Sloane becomes closest to Vera, a social-media
star who lights up any room, and Gabe, Vera's twin brother and the most serious
person Sloane's ever met. When a beloved painting by the twins' late mother
goes missing, Sloane takes on the responsibility of tracking it down, a journey
that takes her across state lines—and ever deeper into the twins' lives.
Filled with intense and important friendships,
a wonderful warts-and-all family, shiveringly good romantic developments, and
sharp, witty dialogue, this story is about finding the people you never knew
you needed.
‘This
Adventure Ends’ was the 2016 contemporary young adult novel by Emma Mills.
This was a
really interesting book … one of those books that while you’re reading you
really want to know what happens next, but at the end you can’t really recall
what the actual plot was, only that you enjoyed it while it lasted.
Ostensibly
it’s about a young girl called Sloane whose father is a Nicholas Sparks-esque
author of tragi-romance and currently going through a writing slump.
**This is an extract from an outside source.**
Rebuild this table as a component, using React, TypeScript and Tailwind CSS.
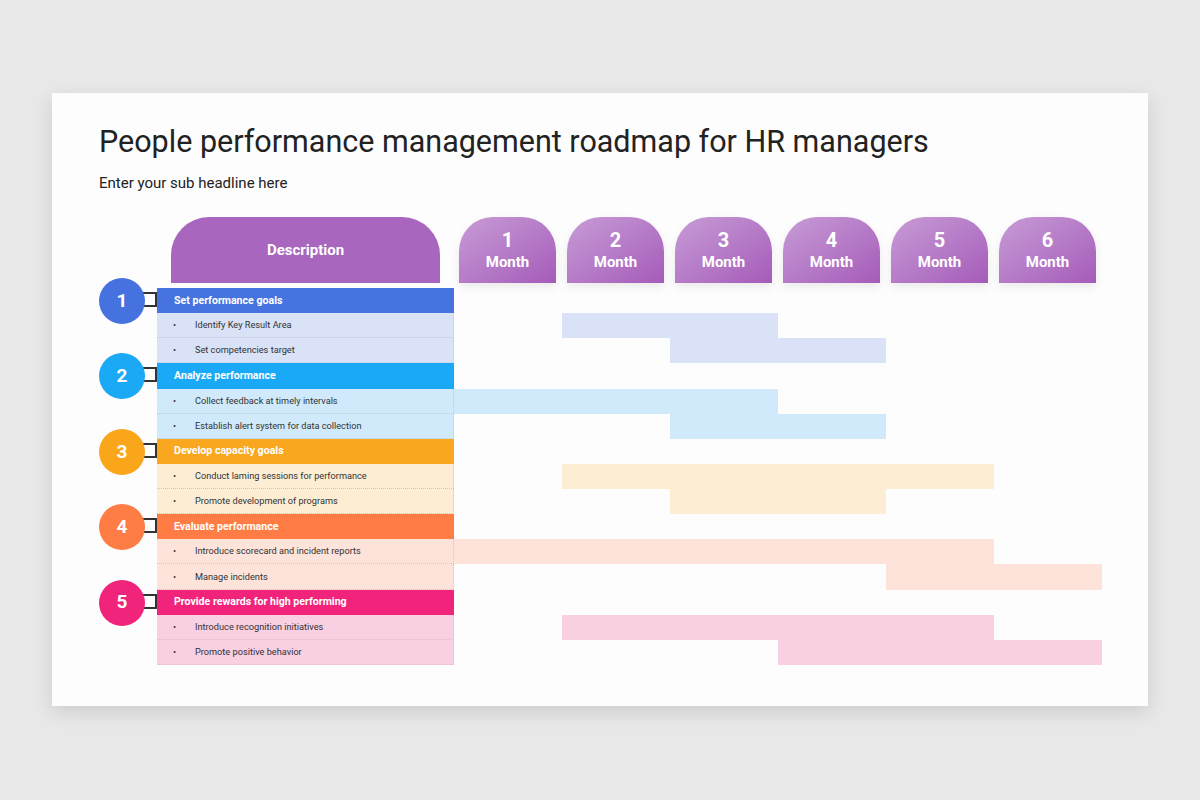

To help
spark her father’s creativity again, Sloane, her mother, and little sister all
move with him from New York to Florida in the hopes it will get the creative
juices flowing. The move is really neither here nor there for Sloane, who has
never formed truly meaningful attachments to anyone outside her immediate
family … but then she finds herself the reluctant attendant of a house party with
her new classmates, and sticking up for one called Gabe when a bully boy jock
gets in his face.
From there,
Sloane becomes the new pet friendship project of Gabe’s twin Vera (a social
media sensation) and their friends Aubrey, Remy and Frank. When Sloane
discovers that the twins’ artist mother recently passed away and that their new
(pregnant) stepmother accidentally sold Gabe’s favourite painting of hers to a
local art gallery, Sloane sets off on a mission to retrieve it.
This is not
the book to read if contemporary fiction bores you to tears. But if you love
the in’s and out’s of daily life and putting your emotions and typical teen
dramas under the microscope, you’ll love this.
And while I did
indeed enjoy the unfolding, I can’t help but feel this book lacked some necessary
oomph. A lot of it reminded me of ‘How
to Say Goodbye in Robot’ by Natalie Standiford, a lot of which was this
really lovely meandering through quirky and off-kilter teen lives, but that
eventually ratcheted up to a reveal and heavy hearted finale. In that sense
too, ‘This Adventure Ends’ is like the days before in John Green’s ‘Looking
for Alaska’, where it starts off unfolding in this very charming but lackadaisical
chronological order until the middle sparks an entirely new trajectory …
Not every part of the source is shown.